# WHAT IS ASKED
Provide an exact copy of the data, excluding the images.

# DATA SECTION
# # # #

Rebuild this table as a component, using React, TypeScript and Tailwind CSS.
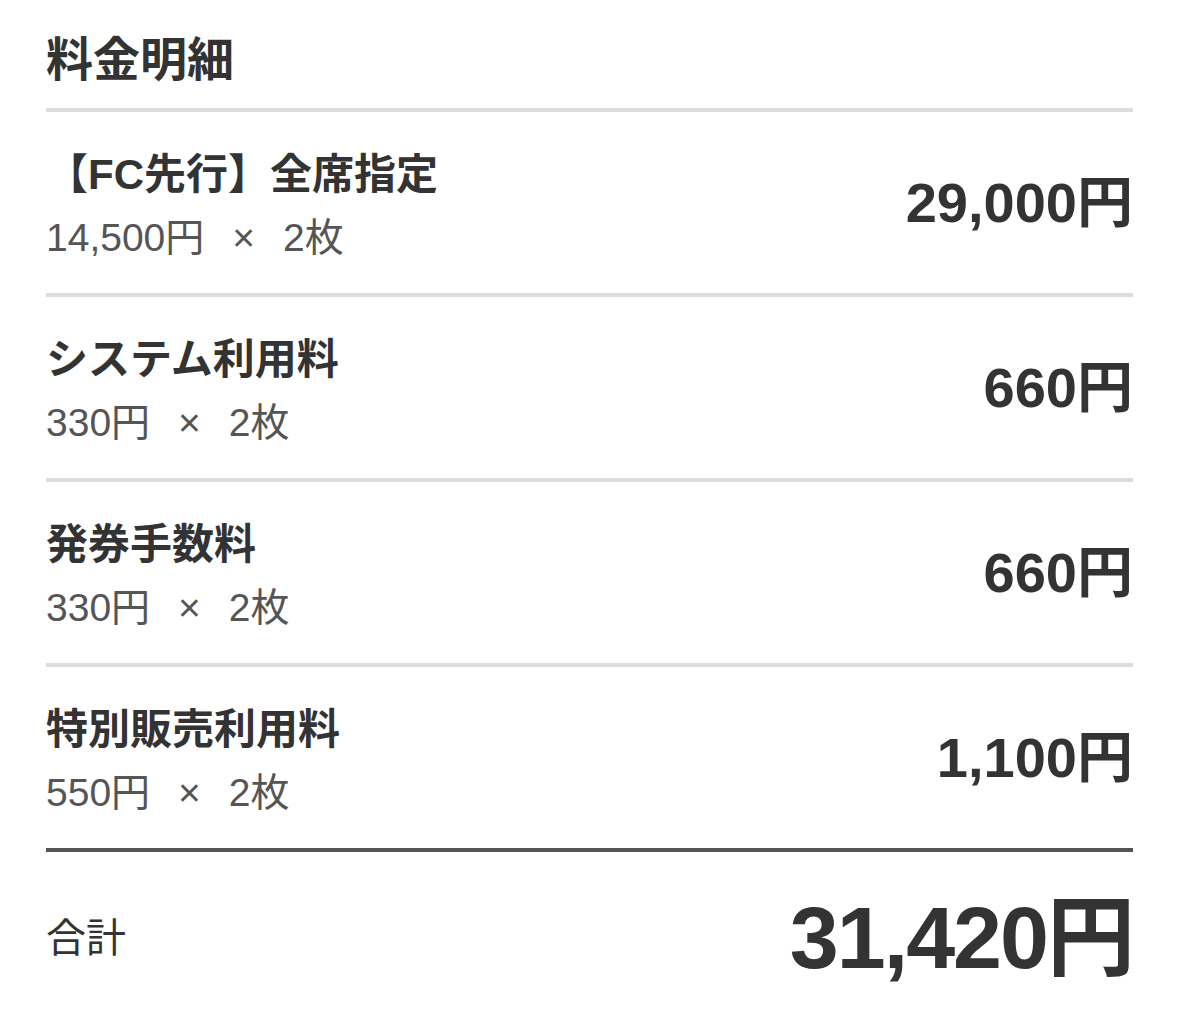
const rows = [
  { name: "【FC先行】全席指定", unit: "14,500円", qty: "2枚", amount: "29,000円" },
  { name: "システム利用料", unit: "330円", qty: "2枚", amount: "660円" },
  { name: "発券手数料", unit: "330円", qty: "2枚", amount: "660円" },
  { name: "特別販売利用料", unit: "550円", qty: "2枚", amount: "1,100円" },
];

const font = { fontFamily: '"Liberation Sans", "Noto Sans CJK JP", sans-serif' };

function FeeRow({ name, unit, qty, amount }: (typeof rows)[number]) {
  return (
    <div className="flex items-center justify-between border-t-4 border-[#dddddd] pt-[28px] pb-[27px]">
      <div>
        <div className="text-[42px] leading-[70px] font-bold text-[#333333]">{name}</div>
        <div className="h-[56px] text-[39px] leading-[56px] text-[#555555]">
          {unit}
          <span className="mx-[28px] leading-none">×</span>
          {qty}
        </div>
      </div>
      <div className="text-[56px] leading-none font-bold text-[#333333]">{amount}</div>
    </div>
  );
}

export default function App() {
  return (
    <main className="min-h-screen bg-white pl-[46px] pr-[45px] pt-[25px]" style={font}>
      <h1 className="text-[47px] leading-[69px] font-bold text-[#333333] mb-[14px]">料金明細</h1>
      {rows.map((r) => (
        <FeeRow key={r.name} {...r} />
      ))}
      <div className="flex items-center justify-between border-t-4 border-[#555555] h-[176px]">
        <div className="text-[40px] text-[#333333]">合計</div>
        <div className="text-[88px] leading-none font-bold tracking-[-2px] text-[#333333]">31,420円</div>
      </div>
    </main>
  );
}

# # # #

# WRITTEN ANSWER
Rebuild this table as a component, using React, TypeScript and Tailwind CSS.
const rows = [
  { name: "【FC先行】全席指定", unit: "14,500円", qty: "2枚", amount: "29,000円" },
  { name: "システム利用料", unit: "330円", qty: "2枚", amount: "660円" },
  { name: "発券手数料", unit: "330円", qty: "2枚", amount: "660円" },
  { name: "特別販売利用料", unit: "550円", qty: "2枚", amount: "1,100円" },
];

const font = { fontFamily: '"Liberation Sans", "Noto Sans CJK JP", sans-serif' };

function FeeRow({ name, unit, qty, amount }: (typeof rows)[number]) {
  return (
    <div className="flex items-center justify-between border-t-4 border-[#dddddd] pt-[28px] pb-[27px]">
      <div>
        <div className="text-[42px] leading-[70px] font-bold text-[#333333]">{name}</div>
        <div className="h-[56px] text-[39px] leading-[56px] text-[#555555]">
          {unit}
          <span className="mx-[28px] leading-none">×</span>
          {qty}
        </div>
      </div>
      <div className="text-[56px] leading-none font-bold text-[#333333]">{amount}</div>
    </div>
  );
}

export default function App() {
  return (
    <main className="min-h-screen bg-white pl-[46px] pr-[45px] pt-[25px]" style={font}>
      <h1 className="text-[47px] leading-[69px] font-bold text-[#333333] mb-[14px]">料金明細</h1>
      {rows.map((r) => (
        <FeeRow key={r.name} {...r} />
      ))}
      <div className="flex items-center justify-between border-t-4 border-[#555555] h-[176px]">
        <div className="text-[40px] text-[#333333]">合計</div>
        <div className="text-[88px] leading-none font-bold tracking-[-2px] text-[#333333]">31,420円</div>
      </div>
    </main>
  );
}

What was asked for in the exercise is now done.